A little girl needs to express herself. Shiloh's hats, blazers, sweaters, jackets and locks have been discussed, analyzed, and magnified by journalists, panelists, bloggers, columnists, etc. with a scrutiny that implies concern for her gender identity, but is really more speculation and latent criticism about and of her celebrity parents.

Clothes can reflect individualism, but they do not dictate, enhance, or limit self expression. Joan of Arc was probably wearing the simple garb of a French jeune fille of the country side when she suffered the vision that would guide and empower her to lead a liberating army. When she cut her hair and donned armor it was for safety reasons, yet no clothing choice could spare her from betrayal and fire. Joan's finery was unrelated to fabric; hardened soldiers and privileged nobility responded to her pure spirit, acute intellect, and obedient heart.

I don't know what little Shiloh is working out by her current preference for boy togs, but the less that is made and said about it to her... the better for her. The choices girls make in wardrobe selection as children, and that's if they have choices, do not always reflect their future sartorial splendor or lack thereof. Childhood clothing is certainly not a precursor to future education, profession, exploits or adventure, but rather a consequence of culture, faith, income, climate, and even natural resources.

Margaret Talbot in the February 2003 edition of National Geographic magazine details the expedient rescue of instruments and papers vital to the success and posterity of the Lewis and Clark expedition. As the surveyors, 300 feet distant, watched helplessly from ashore, one of their boats began to capsize. The frightened helmsman would not heed their pleas for the rescue of their supplies and written records. Their Lemhi Shosone guide, called in various texts, Sacajawea (boat pusher) or Sacagawea (bird woman), acted quickly and somehow retrieved the soggy items. Lewis extolled her " fortitude and resolution" in his journals.

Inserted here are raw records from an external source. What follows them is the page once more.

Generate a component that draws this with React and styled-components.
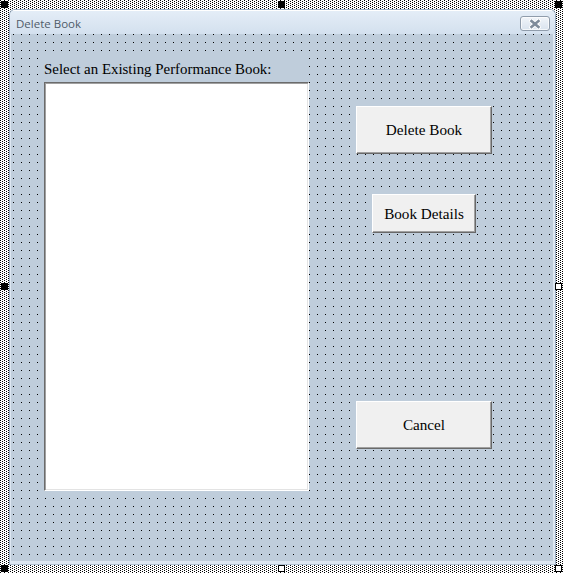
import React from "react";
import styled, {createGlobalStyle} from "styled-components";

const GlobalStyle = createGlobalStyle`
  html, body {
    margin: 0;
    padding: 0;
    background: #ffffff;
  }
`;

// designer selection frame (hatched border round the form)
const Frame = styled.div`
  position: relative;
  box-sizing: border-box;
  width: 563px;
  height: 573px;
  padding: 9px 7px 8px 9px;
  background-color: #ffffff;
  background-image: conic-gradient(from 270deg at 1px 1px, #000 25%, transparent 0),
    conic-gradient(from 270deg at 1px 1px, #000 25%, transparent 0);
  background-size: 4px 2px, 4px 2px;
  background-position: 0 0, 2px 1px;
`;

const Handle = styled.div`
  position: absolute;
  box-sizing: border-box;
  width: 7px;
  height: 7px;
  left: ${(p) => p.x}px;
  top: ${(p) => p.y}px;
  background: ${(p) => (p.open ? "#ffffff" : "#000000")};
  border: 1px solid #000;
`;

const Window = styled.div`
  box-sizing: border-box;
  height: 100%;
  display: flex;
  flex-direction: column;
  background: #dde7f2;
  border: 1px solid #9aadc2;
  border-bottom-color: #aebfd0;
  border-radius: 6px 6px 0 0;
  overflow: hidden;
`;

const TitleBar = styled.div`
  height: 24px;
  flex: none;
  display: flex;
  align-items: center;
  justify-content: space-between;
  padding: 0 5px 0 6px;
  background: linear-gradient(#e4edf7, #d3e0ee);
  border-top: 1px solid #ffffff;
  box-sizing: border-box;
`;

const Title = styled.span`
  font-family: "Open Sans", "Noto Sans", sans-serif;
  font-size: 11.5px;
  color: #4f5b69;
  padding-top: 1px;
`;

const CloseBtn = styled.div`
  width: 30px;
  height: 15px;
  box-sizing: border-box;
  margin-top: 2px;
  border: 1px solid #8f9cab;
  border-radius: 3px;
  background: linear-gradient(#f1f5fa, #d9e3ee);
  box-shadow: inset 0 0 0 1px rgba(255, 255, 255, 0.7);
  display: flex;
  align-items: center;
  justify-content: center;
`;

const Body = styled.div`
  flex: 1;
  margin: 0 2px 3px 1px;
  display: flex;
  gap: 47px;
  padding: 24px 0 0 33px;
  background-color: #bfcddb;
  background-image: conic-gradient(from 270deg at 1px 1px, #000 25%, transparent 0);
  background-size: 8px 8px;
  background-position: 2px 0;
`;

const LeftCol = styled.div`
  display: flex;
  flex-direction: column;
`;

// label control is opaque, so the grid dots stop behind it
const Label = styled.div`
  box-sizing: border-box;
  height: 24px;
  width: 271px;
  margin-left: -6px;
  padding: 2px 0 0 6px;
  line-height: 18px;
  background: #bfcddb;
  font-family: "Liberation Serif", "Times New Roman", serif;
  font-size: 14.9px;
  color: #000;
  white-space: nowrap;
`;

const ListBox = styled.div`
  box-sizing: border-box;
  width: 265px;
  height: 409px;
  background: #ffffff;
  border-style: solid;
  border-width: 1px;
  border-color: #6b6b6b #ffffff #ffffff #6b6b6b;
  box-shadow: inset 1px 1px 0 #a0a0a0, inset -1px -1px 0 #e3e3e3;
`;

const RightCol = styled.div`
  width: 136px;
  display: flex;
  flex-direction: column;
  align-items: center;
`;

const Button = styled.div`
  box-sizing: border-box;
  width: ${(p) => p.w}px;
  height: ${(p) => p.h}px;
  margin-top: ${(p) => p.top}px;
  display: flex;
  align-items: center;
  justify-content: center;
  background: #f0f0f0;
  border-style: solid;
  border-width: 1px;
  border-color: #ffffff #696969 #696969 #ffffff;
  box-shadow: inset -1px -1px 0 #a0a0a0;
  font-family: "Liberation Serif", "Times New Roman", serif;
  font-size: 15.2px;
  color: #000;
`;

function CloseGlyph() {
  return (
    <svg width="12" height="10" viewBox="0 0 12 10">
      <path d="M2.5 2 L9.5 8 M9.5 2 L2.5 8" stroke="#ffffff" strokeWidth="4.5" strokeLinecap="square" />
      <path d="M2.5 2 L9.5 8 M9.5 2 L2.5 8" stroke="#7f8c9b" strokeWidth="2.6" strokeLinecap="square" />
    </svg>
  );
}

export default function App() {
  return (
    <>
      <GlobalStyle />
      <Frame>
        <Window>
          <TitleBar>
            <Title>Delete Book</Title>
            <CloseBtn>
              <CloseGlyph />
            </CloseBtn>
          </TitleBar>
          <Body>
            <LeftCol>
              <Label>Select an Existing Performance Book:</Label>
              <ListBox />
            </LeftCol>
            <RightCol>
              <Button w={136} h={48} top={48}>Delete Book</Button>
              <Button w={104} h={39} top={40}>Book Details</Button>
              <Button w={136} h={48} top={168}>Cancel</Button>
            </RightCol>
          </Body>
        </Window>
        <Handle x={1} y={1} />
        <Handle x={278} y={1} />
        <Handle x={555} y={1} />
        <Handle x={1} y={283} />
        <Handle x={555} y={283} open />
        <Handle x={1} y={565} />
        <Handle x={278} y={565} open />
        <Handle x={555} y={565} open />
      </Frame>
    </>
  );
}
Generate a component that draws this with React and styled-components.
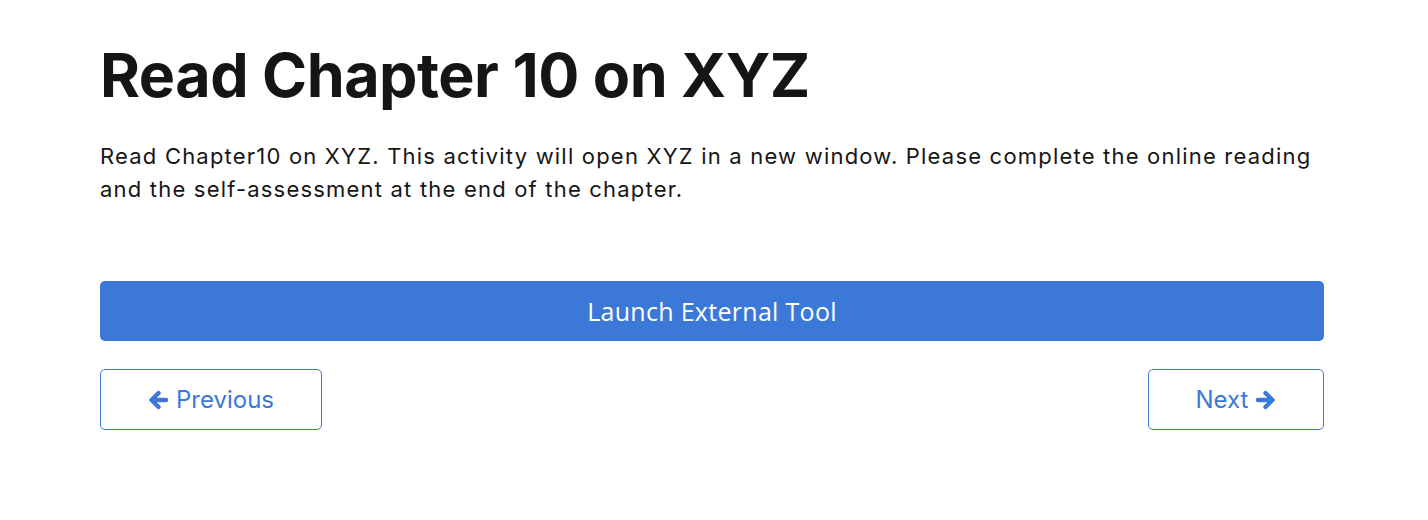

If the young wife and mother held to her tribe's traditional dress, she was in a deerskin shift with wide sleeves and her feet were in tanned leather moccasins. Captured as a girl by a war party of Hidatsa, Sacajawea/Sacagawea may have adopted some of their clothing customs. She may also have supplemented her wardrobe with pieces from a trading post; she was wedded as a teenager to a trapper who was also the reluctant helmsman. Whatever she donned that fortuitous day, it was her inner core, not her outer coverings that preserved the raw materials of the Lewis and Clark journey. She could not have responded any more valorously in a wetsuit.

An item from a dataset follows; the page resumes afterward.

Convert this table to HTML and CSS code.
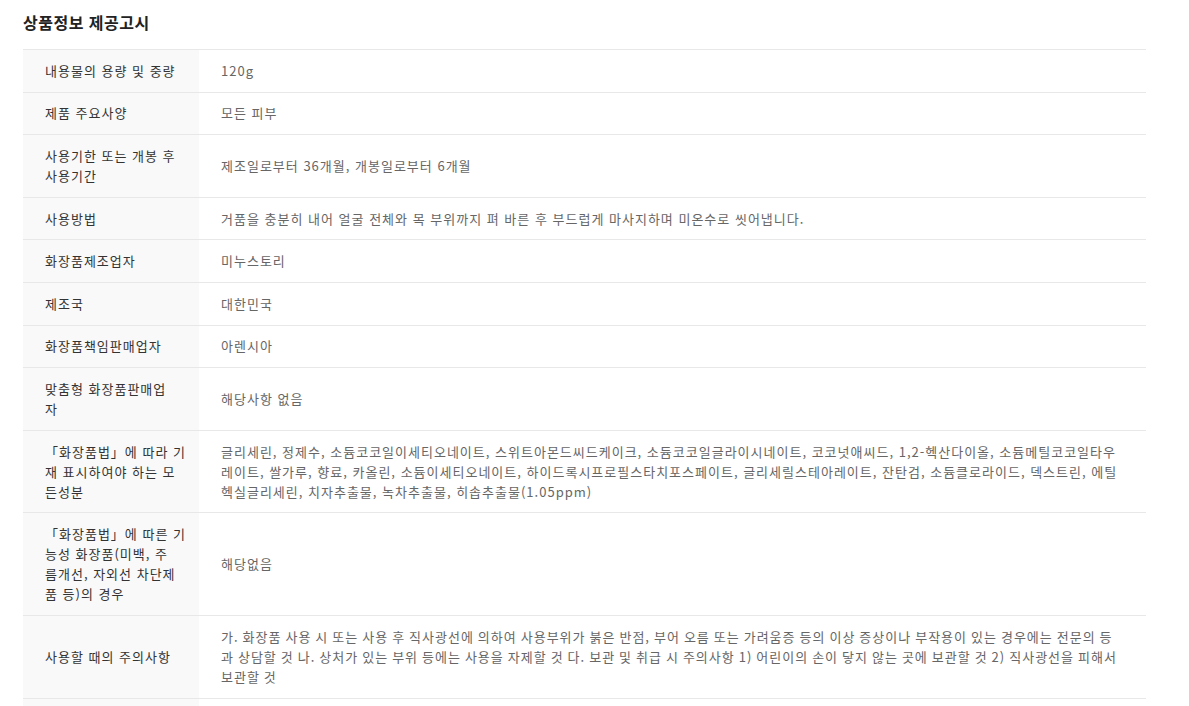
FILE: index.html
```html
<!DOCTYPE html>
<html lang="ko">
<head>
<meta charset="utf-8">
<title>상품정보 제공고시</title>
<link rel="stylesheet" href="styles.css">
</head>
<body>
<section class="notice">
  <h2 class="notice-title">상품정보 제공고시</h2>
  <table class="info-table">
    <colgroup><col class="col-label"><col class="col-value"></colgroup>
    <tbody>
      <tr><th>내용물의 용량 및 중량</th><td>120g</td></tr>
      <tr><th>제품 주요사양</th><td>모든 피부</td></tr>
      <tr><th>사용기한 또는 개봉 후<br>사용기간</th><td>제조일로부터 36개월, 개봉일로부터 6개월</td></tr>
      <tr><th>사용방법</th><td>거품을 충분히 내어 얼굴 전체와 목 부위까지 펴 바른 후 부드럽게 마사지하며 미온수로 씻어냅니다.</td></tr>
      <tr><th>화장품제조업자</th><td>미누스토리</td></tr>
      <tr><th>제조국</th><td>대한민국</td></tr>
      <tr><th>화장품책임판매업자</th><td>아렌시아</td></tr>
      <tr><th>맞춤형 화장품판매업<br>자</th><td>해당사항 없음</td></tr>
      <tr><th>「화장품법」에 따라 기<br>재 표시하여야 하는 모<br>든성분</th><td>글리세린, 정제수, 소듐코코일이세티오네이트, 스위트아몬드씨드케이크, 소듐코코일글라이시네이트, 코코넛애씨드, 1,2-헥산다이올, 소듐메틸코코일타우레이트, 쌀가루, 향료, 카올린, 소듐이세티오네이트, 하이드록시프로필스타치포스페이트, 글리세릴스테아레이트, 잔탄검, 소듐클로라이드, 덱스트린, 에틸헥실글리세린, 치자추출물, 녹차추출물, 히솝추출물(1.05ppm)</td></tr>
      <tr><th>「화장품법」에 따른 기<br>능성 화장품(미백, 주<br>름개선, 자외선 차단제<br>품 등)의 경우</th><td>해당없음</td></tr>
      <tr><th>사용할 때의 주의사항</th><td class="cell-prose">가. 화장품 사용 시 또는 사용 후 직사광선에 의하여 사용부위가 붉은 반점, 부어 오름 또는 가려움증 등의 이상 증상이나 부작용이 있는 경우에는 전문의 등과 상담할 것 나. 상처가 있는 부위 등에는 사용을 자제할 것 다. 보관 및 취급 시 주의사항 1) 어린이의 손이 닿지 않는 곳에 보관할 것 2) 직사광선을 피해서 보관할 것</td></tr>
      <tr><th>품질보증기준</th><td>공정거래위원회 고시 소비자분쟁해결기준에 의거 보상</td></tr>
    </tbody>
  </table>
</section>
</body>
</html>
```

FILE: styles.css
```css
html, body {
  margin: 0;
  padding: 0;
  background: #fff;
}
body {
  font-family: "Noto Sans CJK KR", "Liberation Sans", sans-serif;
  color: #333;
}
.notice {
  padding: 0 43px 0 23px;
}
.notice-title {
  margin: 0;
  padding: 12px 0 17px;
  font-size: 16px;
  line-height: 20px;
  font-weight: bold;
  letter-spacing: 0.5px;
  color: #222;
}
.info-table {
  width: 100%;
  table-layout: fixed;
  border-collapse: collapse;
  font-size: 13px;
  line-height: 20px;
  letter-spacing: 1px;
}
.col-label {
  width: 176px;
}
.info-table th,
.info-table td {
  border-top: 1px solid #e8e8e8;
  padding: 10.8px 22px;
  text-align: left;
  vertical-align: middle;
}
.info-table th {
  padding-right: 0;
  background: #f9f9f9;
  font-weight: normal;
  white-space: nowrap;
  color: #333;
}
.info-table td {
  color: #666;
}
.info-table .cell-prose {
  word-spacing: -0.65px;
}
```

As parents and guardians we have an inherent right and duty to impose a code of respect and regimen of cleanliness and modesty that reflects to a degree our family values and social mores. We mine for mental fool's gold if we trust the thin armor of fabric to ensure their automatic safety and acceptance. Let your little girl wear her tutu for three days straight to nursery school, or her brother's hand me down hoodie with the hole in the pocket; braid her hair if she asks, or cut it if she pleads. Use the ribbons...toss the ribbons, use your head; toss your mental image of Mother Goose's sugar and spice and everything nice prototype. Your baby girl may not be what you expected, but she's just what you wanted...and needed. The world and it's inevitable demands and limitations will close in soon enough.

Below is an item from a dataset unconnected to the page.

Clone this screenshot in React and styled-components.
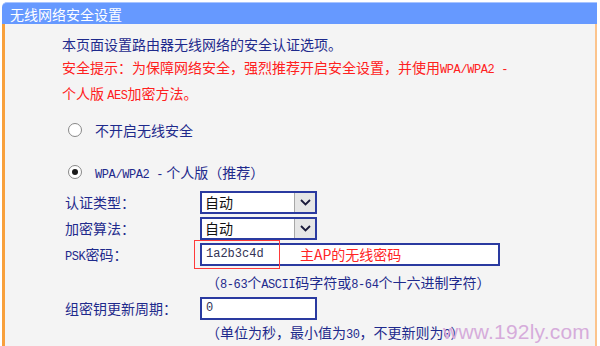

In 1960 a six year old girl named Ruby Bridges taught the citizens of New Orleans what girl power really looks like as she strode to a formerly segregated school. As interpreted by Norman Rockwell's 1964 cover illustration for Look magazine, Ruby, her hair in neat pig tails strides with preternatural grit past a wall stained with vile graffiti and the smeared remains of a spitefully flung tomato missile. Ruby, flanked by four federal marshalls in gray, brown, or beige suits, each with a yellow arm band, is spotlessly attired in white: dress, hair ribbons, socks, and sneakers. We do not see the marshalls heads; they seem purposeful and yet somehow vulnerable in their matching marches. Ruby's courage is apparent in the assailable space between her and the two men who front her and the two men who have her back. I've seen news photographs of Ruby that day in a plaid dress, but Rockwell's point is made. Ruby is what the scripture calls "good and pure and lovely".


We can not be certain what Cleopatra wore as she played in the courts of Egypt as a child. We have no clear idea of what articles of clothing were available to a small Sojourner Truth. Historians and common sense provide clues, but we remember them and other strong women of history for their backbone, vision, influence and courage, however different their destinies. Queen Cleopatra, for a while, bested Rome. Abolitionist and former slave Soujourner Truth ( her efforts are literally embodied by the young man who occupies our oval office ) bested, for a while, cruel bigotry.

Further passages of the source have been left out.